RECORD EXCERPTS:
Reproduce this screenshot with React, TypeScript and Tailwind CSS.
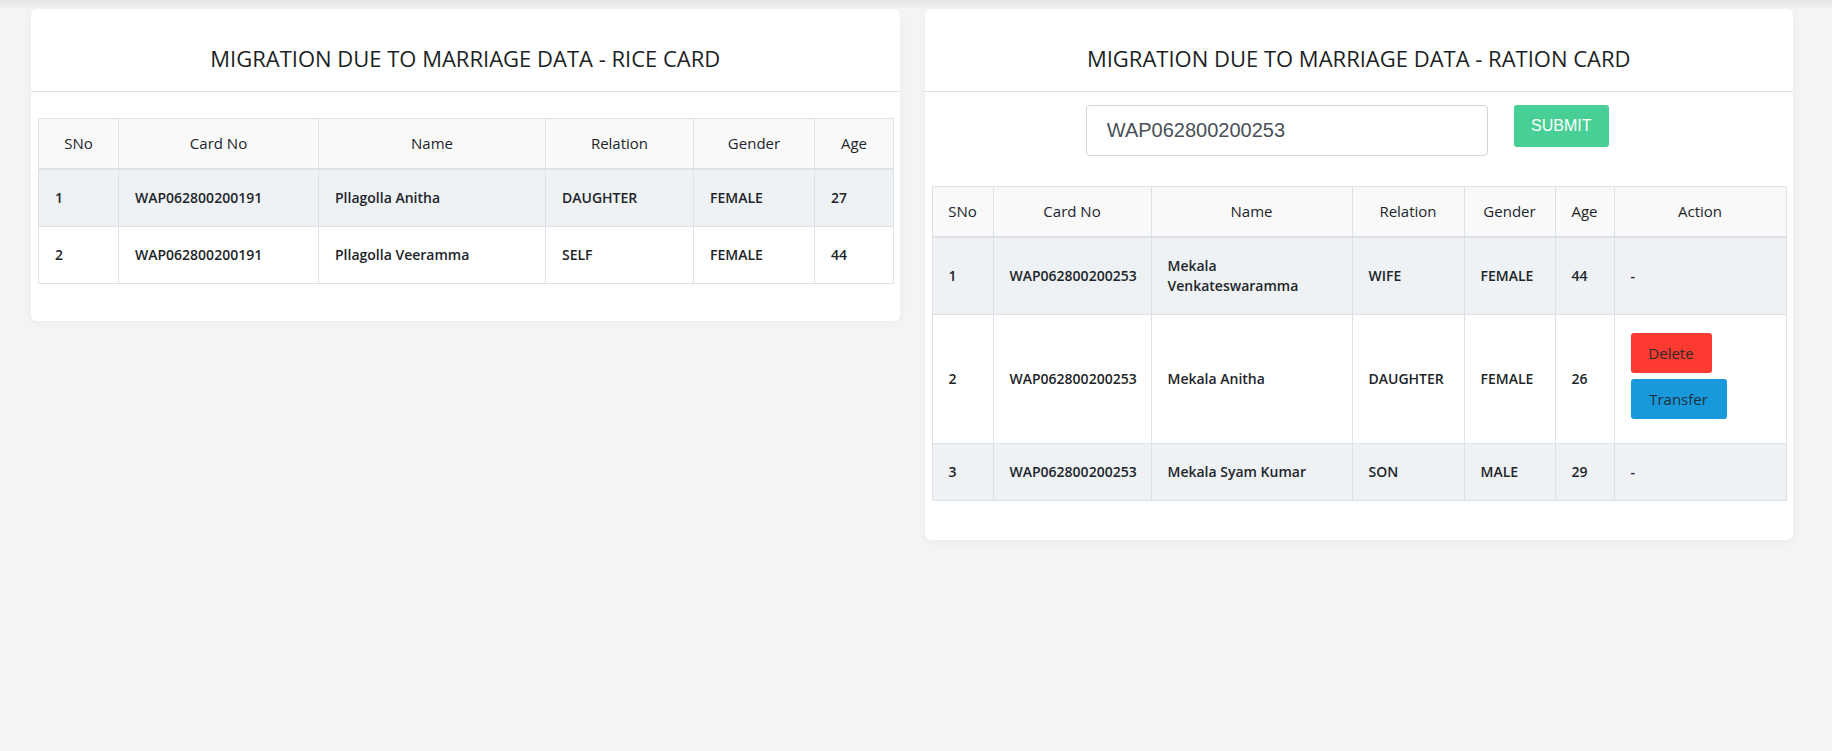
import React from 'react';

type Member = {
  sno: number;
  cardNo: string;
  name: string;
  relation: string;
  gender: string;
  age: number;
};

const riceRows: Member[] = [
  { sno: 1, cardNo: 'WAP062800200191', name: 'Pllagolla Anitha', relation: 'DAUGHTER', gender: 'FEMALE', age: 27 },
  { sno: 2, cardNo: 'WAP062800200191', name: 'Pllagolla Veeramma', relation: 'SELF', gender: 'FEMALE', age: 44 },
];

const rationRows: Member[] = [
  { sno: 1, cardNo: 'WAP062800200253', name: 'Mekala Venkateswaramma', relation: 'WIFE', gender: 'FEMALE', age: 44 },
  { sno: 2, cardNo: 'WAP062800200253', name: 'Mekala Anitha', relation: 'DAUGHTER', gender: 'FEMALE', age: 26 },
  { sno: 3, cardNo: 'WAP062800200253', name: 'Mekala Syam Kumar', relation: 'SON', gender: 'MALE', age: 29 },
];

const th = 'border border-[#dee2e6] border-b-2 px-[8px] py-[14px] text-center text-[15px] font-medium leading-[21px]';
const td = 'border border-[#dee2e6] px-[16px] py-[18px] text-left align-middle leading-[20px]';

const CardHeader: React.FC<{ title: string }> = ({ title }) => (
  <div className="border-b border-[#dee2e6] pt-[37px] pb-[20px] text-center">
    <h2 className="text-[22px] leading-[25px] font-medium text-[#1c1f23]">{title}</h2>
  </div>
);

const RiceTable: React.FC = () => (
  <table className="w-full table-fixed border-collapse text-[14px] text-[#212529]">
    <colgroup>
      <col className="w-[80px]" />
      <col className="w-[200px]" />
      <col className="w-[227px]" />
      <col className="w-[148px]" />
      <col className="w-[121px]" />
      <col className="w-[79px]" />
    </colgroup>
    <thead className="bg-[#f9f9f9]">
      <tr>
        <th className={th}>SNo</th>
        <th className={th}>Card No</th>
        <th className={th}>Name</th>
        <th className={th}>Relation</th>
        <th className={th}>Gender</th>
        <th className={th}>Age</th>
      </tr>
    </thead>
    <tbody className="font-semibold">
      {riceRows.map((r, i) => (
        <tr key={r.sno} className={i % 2 === 0 ? 'bg-[#eff2f5]' : 'bg-white'}>
          <td className={td}>{r.sno}</td>
          <td className={td}>{r.cardNo}</td>
          <td className={td}>{r.name}</td>
          <td className={td}>{r.relation}</td>
          <td className={td}>{r.gender}</td>
          <td className={td}>{r.age}</td>
        </tr>
      ))}
    </tbody>
  </table>
);

const RationTable: React.FC = () => (
  <table className="w-full table-fixed border-collapse text-[14px] text-[#212529]">
    <colgroup>
      <col className="w-[61px]" />
      <col className="w-[158px]" />
      <col className="w-[201px]" />
      <col className="w-[112px]" />
      <col className="w-[91px]" />
      <col className="w-[59px]" />
      <col className="w-[172px]" />
    </colgroup>
    <thead className="bg-[#f9f9f9]">
      <tr>
        <th className={th}>SNo</th>
        <th className={th}>Card No</th>
        <th className={th}>Name</th>
        <th className={th}>Relation</th>
        <th className={th}>Gender</th>
        <th className={th}>Age</th>
        <th className={th}>Action</th>
      </tr>
    </thead>
    <tbody className="font-semibold">
      {rationRows.map((r, i) => (
        <tr key={r.sno} className={i % 2 === 0 ? 'bg-[#eff2f5]' : 'bg-white'}>
          <td className={td}>{r.sno}</td>
          <td className={td}>{r.cardNo}</td>
          <td className={td}>
            <span className="block max-w-[150px]">{r.name}</span>
          </td>
          <td className={td}>{r.relation}</td>
          <td className={td}>{r.gender}</td>
          <td className={td}>{r.age}</td>
          <td className={td}>
            {r.sno === 2 ? (
              <div className="flex flex-col items-start font-normal">
                <button className="mb-[6px] h-[40px] w-[81px] rounded-[3px] bg-[#fd3a31] text-[15px] text-[#2b2b2b]">
                  Delete
                </button>
                <button className="mb-[6px] h-[40px] w-[96px] rounded-[3px] bg-[#1799dc] text-[15px] text-[#1f2f3a]">
                  Transfer
                </button>
              </div>
            ) : (
              '-'
            )}
          </td>
        </tr>
      ))}
    </tbody>
  </table>
);

export default function App() {
  return (
    <div className="relative min-h-[751px] w-full bg-[#f4f4f4] [font-family:'Open_Sans','Noto_Sans',sans-serif]">
      <div className="pointer-events-none absolute inset-x-0 top-0 h-[9px] bg-gradient-to-b from-[#e4e4e4] to-[#f4f4f4]" />
      <div className="relative grid grid-cols-2 items-start gap-[25px] pt-[9px] pl-[31px] pr-[39px]">
        <div className="rounded-[6px] bg-white shadow-[0_2px_10px_rgba(0,0,0,0.04)]">
          <CardHeader title="MIGRATION DUE TO MARRIAGE DATA - RICE CARD" />
          <div className="px-[7px] pt-[26px] pb-[37px]">
            <RiceTable />
          </div>
        </div>

        <div className="rounded-[6px] bg-white shadow-[0_2px_10px_rgba(0,0,0,0.04)]">
          <CardHeader title="MIGRATION DUE TO MARRIAGE DATA - RATION CARD" />
          <div className="px-[7px] pt-[13px] pb-[39px]">
            <div className="flex items-start justify-center gap-[26px] pr-[23px]">
              <input
                readOnly
                value="WAP062800200253"
                className="h-[51px] w-[402px] rounded-[4px] border border-[#ced4da] bg-white px-[20px] text-[20px] text-[#495057] outline-none [font-family:'Liberation_Sans',Arial,sans-serif]"
              />
              <button className="h-[42px] w-[95px] rounded-[3px] bg-[#48cf95] text-[16px] text-white [font-family:'Liberation_Sans',Arial,sans-serif]">
                SUBMIT
              </button>
            </div>
            <div className="mt-[30px]">
              <RationTable />
            </div>
          </div>
        </div>
      </div>
    </div>
  );
}
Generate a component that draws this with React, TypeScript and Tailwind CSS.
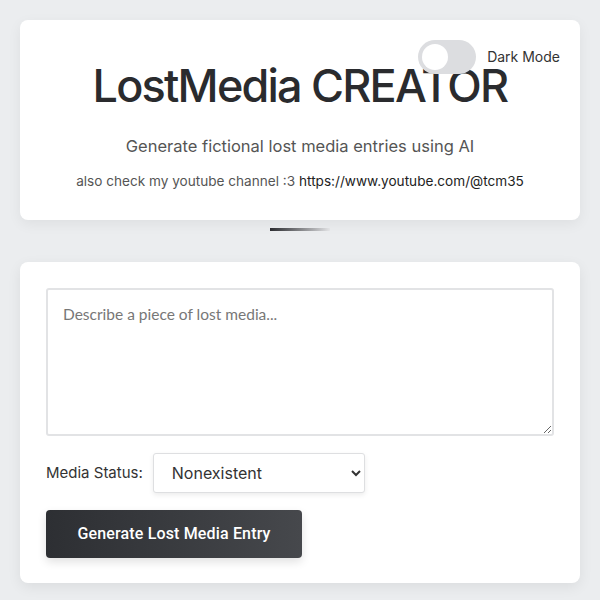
import { useState } from "react";

export default function App() {
  const [dark, setDark] = useState(false);
  const [status, setStatus] = useState("Nonexistent");

  return (
    <div className="min-h-screen bg-[#ebedef] px-5 pt-5 pb-4 font-['Inter',sans-serif] text-[#2b2c2f]">
      {/* Header card */}
      <header className="relative rounded-lg bg-white pt-[46px] pb-[29px] text-center shadow-[0_4px_14px_rgba(0,0,0,0.06)]">
        <div className="absolute top-5 right-5 flex items-center gap-[11px]">
          <button
            onClick={() => setDark(!dark)}
            className="relative h-[34px] w-[58px] rounded-full bg-[#dcdde0]"
          >
            <span className="absolute top-1 left-1 h-[26px] w-[26px] rounded-full bg-white" />
          </button>
          <span className="text-[14px] leading-4 text-[#333]">Dark Mode</span>
        </div>
        <h1 className="text-[45px] leading-[40px] font-medium tracking-[-0.04em] text-[#2a2b2e]">
          LostMedia CREATOR
        </h1>
        <p className="mt-[28px] text-[16.5px] leading-6 text-[#555]">
          Generate fictional lost media entries using AI
        </p>
        <p className="mt-[13px] text-[13.6px] leading-5 text-[#555]">
          also check my youtube channel :3{" "}
          <span className="text-[#222]">https://www.youtube.com/@tcm35</span>
        </p>
      </header>

      <div className="mx-auto mt-2 h-[3px] w-[60px] bg-gradient-to-r from-[#2e2f33] to-[#e6e7e9]" />

      {/* Generator form */}
      <main className="mt-[31px] rounded-lg bg-white px-[26px] pt-[26px] pb-[25px] shadow-[0_4px_14px_rgba(0,0,0,0.07)]">
        <textarea
          placeholder="Describe a piece of lost media..."
          className="block h-[148px] w-full resize-y rounded-[3px] border-2 border-[#e2e3e5] px-[15px] py-[13px] font-['Lato',sans-serif] text-[15.5px] placeholder:text-[#777] focus:outline-none"
        />
        <div className="mt-[17px] flex items-center gap-[10px]">
          <label className="text-[15px] text-[#333]">Media Status:</label>
          <select
            value={status}
            onChange={(e) => setStatus(e.target.value)}
            className="h-10 w-[212px] rounded-[3px] border border-[#dedfe1] bg-white pl-[14px] pr-2 text-[16px] text-[#333] shadow-[0_2px_5px_rgba(0,0,0,0.08)]"
          >
            <option>Nonexistent</option>
            <option>Partially Found</option>
            <option>Found</option>
          </select>
        </div>
        <button className="mt-[17px] h-12 w-[256px] rounded-[4px] bg-gradient-to-r from-[#2d2f33] to-[#46484c] font-['Roboto',sans-serif] text-[16px] font-medium tracking-[0.01em] text-white shadow-[0_4px_10px_rgba(0,0,0,0.12)]">
          Generate Lost Media Entry
        </button>
      </main>
    </div>
  );
}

EXERCISE DETAILS: Go to the line containing "Generate a component" and copy exactly from there through the line containing "const [status, setStatus]", both included, and nothing more. Pictures are excluded.

EXERCISE OUTPUT:
Generate a component that draws this with React, TypeScript and Tailwind CSS.
import { useState } from "react";

export default function App() {
  const [dark, setDark] = useState(false);
  const [status, setStatus] = useState("Nonexistent");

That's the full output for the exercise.